* Goal
Collect all the lines that mention the word "page".

* Given material
--------

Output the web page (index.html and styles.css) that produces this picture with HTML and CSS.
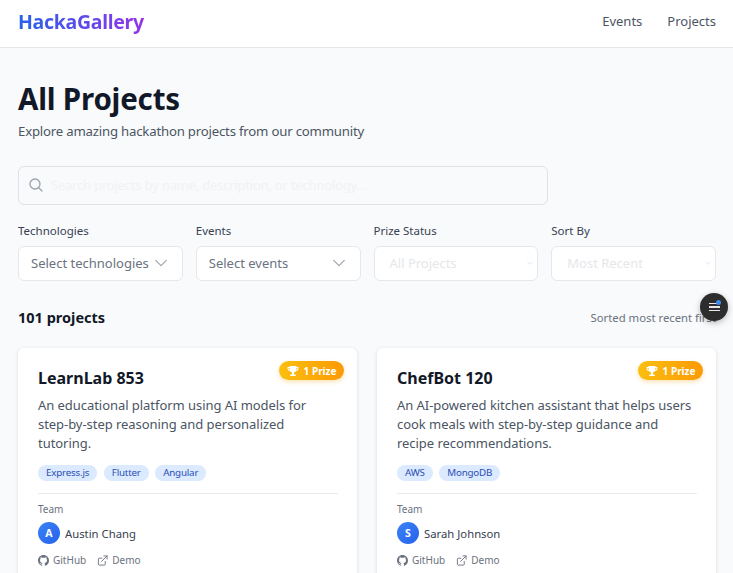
FILE: index.html
```html
<!DOCTYPE html>
<html lang="en">
<head>
  <meta charset="UTF-8" />
  <title>HackaGallery</title>
  <link rel="stylesheet" href="styles.css">
</head>
<body>
  <header class="topbar">
    <a class="brand">HackaGallery</a>
    <nav class="topnav">
      <a>Events</a>
      <a>Projects</a>
    </nav>
  </header>

  <main class="page">
    <h1>All Projects</h1>
    <p class="subtitle">Explore amazing hackathon projects from our community</p>

    <div class="search">
      <svg class="search-icon" viewBox="0 0 24 24" fill="none" stroke="currentColor" stroke-width="2" stroke-linecap="round"><circle cx="10.5" cy="10.5" r="7.5"/><path d="M21 21l-5-5"/></svg>
      <span class="search-text">Search projects by name, description, or technology...</span>
    </div>

    <div class="filters">
      <div class="filter">
        <label>Technologies</label>
        <div class="select">
          <span>Select technologies</span>
          <svg class="chev" viewBox="0 0 24 24" fill="none" stroke="currentColor" stroke-width="1.700" stroke-linecap="round" stroke-linejoin="round"><path d="M4 8l8 8 8-8"/></svg>
        </div>
      </div>
      <div class="filter">
        <label>Events</label>
        <div class="select">
          <span>Select events</span>
          <svg class="chev" viewBox="0 0 24 24" fill="none" stroke="currentColor" stroke-width="1.700" stroke-linecap="round" stroke-linejoin="round"><path d="M4 8l8 8 8-8"/></svg>
        </div>
      </div>
      <div class="filter">
        <label>Prize Status</label>
        <div class="select select-faded">
          <span>All Projects</span>
          <svg class="chev-small" viewBox="0 0 24 24" fill="none" stroke="currentColor" stroke-width="2" stroke-linecap="round" stroke-linejoin="round"><path d="M5 9l7 7 7-7"/></svg>
        </div>
      </div>
      <div class="filter">
        <label>Sort By</label>
        <div class="select select-faded">
          <span>Most Recent</span>
          <svg class="chev-small" viewBox="0 0 24 24" fill="none" stroke="currentColor" stroke-width="2" stroke-linecap="round" stroke-linejoin="round"><path d="M5 9l7 7 7-7"/></svg>
        </div>
      </div>
    </div>

    <div class="results-bar">
      <h2>101 projects</h2>
      <span class="sorted">Sorted most recent first</span>
    </div>

    <div class="grid">
      <article class="card">
        <span class="prize">
          <svg viewBox="0 0 24 24" fill="currentColor"><path d="M5 2h14v2h4v2.500c0 3-2 5.300-5 5.700-1 1.600-2.300 2.600-4 3V19h3.500v3h-11v-3H10v-3.800c-1.700-.4-3-1.400-4-3-3-.4-5-2.700-5-5.700V4h4V2zM3 6v.5c0 1.700.9 3 2.500 3.500C5.200 8.900 5 7.500 5 6H3zm18 0h-2c0 1.500-.2 2.900-.5 4 1.600-.5 2.500-1.800 2.500-3.500V6z"/></svg>
          1 Prize
        </span>
        <h3>LearnLab 853</h3>
        <p class="desc">An educational platform using AI models for step-by-step reasoning and personalized tutoring.</p>
        <div class="tags">
          <span class="tag">Express.js</span>
          <span class="tag">Flutter</span>
          <span class="tag">Angular</span>
        </div>
        <div class="team">
          <div class="team-label">Team</div>
          <div class="member">
            <span class="avatar">A</span>
            <span>Austin Chang</span>
          </div>
          <div class="links">
            <a><svg class="gh" viewBox="0 0 16 16" fill="currentColor"><path d="M8 0C3.580 0 0 3.580 0 8c0 3.540 2.290 6.530 5.470 7.590.4.070.55-.170.55-.380 0-.190-.010-.820-.010-1.490-2.010.370-2.530-.490-2.690-.940-.090-.230-.480-.940-.820-1.130-.280-.150-.680-.520-.010-.530.630-.010 1.080.580 1.230.820.720 1.210 1.870.870 2.330.660.070-.520.280-.870.510-1.070-1.780-.200-3.640-.890-3.640-3.950 0-.870.310-1.590.820-2.150-.080-.200-.360-1.020.080-2.120 0 0 .670-.210 2.200.820.640-.180 1.320-.270 2-.270s1.360.090 2 .270c1.530-1.040 2.200-.820 2.200-.820.440 1.100.160 1.920.080 2.120.510.560.820 1.270.820 2.150 0 3.070-1.870 3.750-3.650 3.950.290.250.540.730.540 1.480 0 1.070-.010 1.930-.010 2.200 0 .210.150.460.550.380A8.010 8.010 0 0 0 16 8c0-4.420-3.580-8-8-8z"/></svg>GitHub</a>
            <a><svg class="ext" viewBox="0 0 24 24" fill="none" stroke="currentColor" stroke-width="2" stroke-linecap="round" stroke-linejoin="round"><path d="M18 14v6a2 2 0 0 1-2 2H5a2 2 0 0 1-2-2V9a2 2 0 0 1 2-2h6"/><path d="M15 2h7v7"/><path d="M10 14L22 2"/></svg>Demo</a>
          </div>
        </div>
      </article>

      <article class="card">
        <span class="prize">
          <svg viewBox="0 0 24 24" fill="currentColor"><path d="M5 2h14v2h4v2.500c0 3-2 5.300-5 5.700-1 1.600-2.300 2.600-4 3V19h3.500v3h-11v-3H10v-3.800c-1.700-.4-3-1.400-4-3-3-.4-5-2.700-5-5.700V4h4V2zM3 6v.5c0 1.700.9 3 2.500 3.500C5.200 8.900 5 7.500 5 6H3zm18 0h-2c0 1.500-.2 2.900-.5 4 1.600-.5 2.500-1.800 2.500-3.500V6z"/></svg>
          1 Prize
        </span>
        <h3>ChefBot 120</h3>
        <p class="desc">An AI-powered kitchen assistant that helps users cook meals with step-by-step guidance and recipe recommendations.</p>
        <div class="tags">
          <span class="tag">AWS</span>
          <span class="tag">MongoDB</span>
        </div>
        <div class="team">
          <div class="team-label">Team</div>
          <div class="member">
            <span class="avatar">S</span>
            <span>Sarah Johnson</span>
          </div>
          <div class="links">
            <a><svg class="gh" viewBox="0 0 16 16" fill="currentColor"><path d="M8 0C3.580 0 0 3.580 0 8c0 3.540 2.290 6.530 5.470 7.590.4.070.55-.170.55-.380 0-.190-.010-.820-.010-1.490-2.010.370-2.530-.490-2.690-.940-.090-.230-.480-.940-.820-1.130-.280-.150-.680-.520-.010-.530.630-.010 1.080.580 1.230.820.720 1.210 1.870.870 2.330.660.070-.520.280-.870.510-1.070-1.780-.200-3.640-.890-3.640-3.950 0-.870.310-1.590.820-2.150-.080-.200-.360-1.020.080-2.120 0 0 .670-.210 2.200.820.640-.180 1.320-.270 2-.270s1.360.090 2 .270c1.530-1.040 2.200-.820 2.200-.820.440 1.100.160 1.920.080 2.120.510.560.820 1.270.820 2.150 0 3.070-1.870 3.750-3.650 3.950.290.250.540.730.540 1.480 0 1.070-.010 1.930-.010 2.200 0 .210.150.460.550.380A8.010 8.010 0 0 0 16 8c0-4.420-3.580-8-8-8z"/></svg>GitHub</a>
            <a><svg class="ext" viewBox="0 0 24 24" fill="none" stroke="currentColor" stroke-width="2" stroke-linecap="round" stroke-linejoin="round"><path d="M18 14v6a2 2 0 0 1-2 2H5a2 2 0 0 1-2-2V9a2 2 0 0 1 2-2h6"/><path d="M15 2h7v7"/><path d="M10 14L22 2"/></svg>Demo</a>
          </div>
        </div>
      </article>
    </div>
  </main>

  <button class="fab" type="button" aria-label="Menu">
    <span class="fab-dot"></span>
    <span class="fab-line fab-line-short"></span>
    <span class="fab-line"></span>
    <span class="fab-line"></span>
  </button>
</body>
</html>
```

FILE: styles.css
```css
html, body {
  height: 573px;
  overflow: hidden;
}

body {
  margin: 0;
  background-color: #f9fafb;
  font-family: "Noto Sans", "Open Sans", sans-serif;
  color: #111827;
}

.topbar {
  display: flex;
  align-items: center;
  justify-content: space-between;
  height: 47px;
  padding: 0 17px 0 18px;
  background: #fff;
  border-bottom: 1px solid #e5e7eb;
}

.brand {
  margin-bottom: 5px;
  font-size: 19.500px;
  letter-spacing: -0.3px;
  font-weight: 700;
  background: linear-gradient(90deg, #2563eb, #9333ea);
  -webkit-background-clip: text;
  background-clip: text;
  color: transparent;
}

.topnav {
  display: flex;
  gap: 25px;
  margin-bottom: 6px;
  font-size: 13px;
  color: #4b5563;
}

.page {
  padding: 30px 17px 0 18px;
}

h1 {
  margin: 0;
  font-size: 29.500px;
  letter-spacing: -0.2px;
  line-height: 42px;
  font-weight: 700;
  color: #111827;
}

.subtitle {
  margin: 1px 0 0;
  font-size: 13.200px;
  letter-spacing: -0.2px;
  line-height: 20px;
  color: #4b5563;
}

.search {
  display: flex;
  align-items: center;
  gap: 7px;
  width: 530px;
  height: 39px;
  box-sizing: border-box;
  margin-top: 25px;
  padding: 0 0 2px 9px;
  background: #f9fafb;
  border: 1px solid #dfe2e6;
  border-radius: 6px;
}

.search-icon {
  width: 16px;
  height: 16px;
  color: #9ca3af;
  flex: none;
}

.search-text {
  font-size: 13px;
  letter-spacing: -0.2px;
  color: #f1f2f4;
  white-space: nowrap;
}

.filters {
  display: grid;
  grid-template-columns: repeat(4, 1fr);
  gap: 13px;
  margin-top: 17px;
}

.filter label {
  display: block;
  font-size: 11.500px;
  line-height: 18px;
  margin-bottom: 6px;
  color: #374151;
}

.select {
  display: flex;
  align-items: center;
  justify-content: space-between;
  height: 35px;
  box-sizing: border-box;
  padding: 0 13px 2px 12px;
  background: #fff;
  border: 1px solid #e5e7eb;
  border-radius: 6px;
  font-size: 13px;
  color: #6b7280;
}

.select-faded {
  padding: 0 3px 2px 15px;
  color: #e5e7eb;
}

.chev {
  width: 16px;
  height: 16px;
  color: #9ca3af;
  flex: none;
}

.chev-small {
  width: 8px;
  height: 8px;
  color: #d8dbe0;
  flex: none;
}

.results-bar {
  display: flex;
  align-items: center;
  justify-content: space-between;
  margin-top: 26px;
  height: 20px;
}

h2 {
  margin: 0;
  font-size: 14.500px;
  font-weight: 700;
  color: #111827;
}

.sorted {
  font-size: 11.300px;
  color: #6b7280;
  white-space: nowrap;
}

.grid {
  display: grid;
  grid-template-columns: repeat(2, 1fr);
  gap: 20px;
  margin-top: 21px;
}

.card {
  position: relative;
  padding: 19px 19px 20px 20px;
  background: #fff;
  border-radius: 6px;
  box-shadow: 0 1px 4px rgba(0, 0, 0, 0.12);
}

.prize {
  position: absolute;
  top: 13px;
  right: 13.500px;
  display: flex;
  align-items: center;
  gap: 5px;
  height: 19px;
  padding: 0 7px 0 8px;
  border-radius: 10px;
  background: linear-gradient(90deg, #fbbf0f, #fb9a05);
  box-shadow: 0 2px 4px rgba(245, 158, 11, 0.3);
  color: #fff;
  font-size: 10px;
  font-weight: 700;
}

.prize svg {
  width: 12px;
  height: 12px;
}

h3 {
  margin: 0;
  font-size: 16px;
  line-height: 22px;
  font-weight: 700;
  color: #111827;
}

.desc {
  margin: 7px 0 0;
  font-size: 13px;
  letter-spacing: -0.05px;
  line-height: 19px;
  color: #4b5563;
}

.tags {
  display: flex;
  gap: 6.500px;
  margin-top: 12px;
}

.tag {
  height: 16px;
  line-height: 16px;
  padding: 0 8px;
  border-radius: 8px;
  background: #dbeafe;
  color: #2b4fb5;
  font-size: 9.800px;
  letter-spacing: -0.2px;
}

.team {
  margin-top: 12px;
  padding-top: 8px;
  border-top: 1px solid #e8eaee;
}

.team-label {
  font-size: 10px;
  line-height: 14px;
  color: #6b7280;
}

.member {
  display: flex;
  align-items: center;
  gap: 5px;
  margin-top: 6px;
  font-size: 11.300px;
  color: #374151;
}

.avatar {
  display: flex;
  align-items: center;
  justify-content: center;
  width: 22px;
  height: 22px;
  border-radius: 50%;
  background: linear-gradient(135deg, #3b82f6, #2563eb);
  color: #fff;
  font-size: 10.500px;
  font-weight: 700;
}

.links {
  display: flex;
  gap: 11px;
  margin-top: 9px;
  font-size: 10px;
  color: #6b7280;
}

.links a {
  display: flex;
  align-items: center;
  gap: 4px;
}

.gh {
  width: 11px;
  height: 11px;
}

.ext {
  width: 11px;
  height: 11px;
}

.fab {
  position: fixed;
  left: 700px;
  top: 293px;
  width: 28px;
  height: 28px;
  display: flex;
  flex-direction: column;
  align-items: center;
  justify-content: center;
  gap: 2px;
  padding: 0;
  border: none;
  border-radius: 50%;
  background: #2d2d2d;
  box-shadow: 0 2px 6px rgba(0, 0, 0, 0.25);
}

.fab-line {
  display: block;
  width: 11px;
  height: 1.500px;
  background: #e8e8e8;
}

.fab-line-short {
  width: 8px;
  margin-right: 3px;
}

.fab-dot {
  position: absolute;
  top: 7px;
  right: 7px;
  width: 5px;
  height: 5px;
  border-radius: 50%;
  background: #3b8df0;
}
```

--------

* Output below
Output the web page (index.html and styles.css) that produces this picture with HTML and CSS.
  <main class="page">
.page {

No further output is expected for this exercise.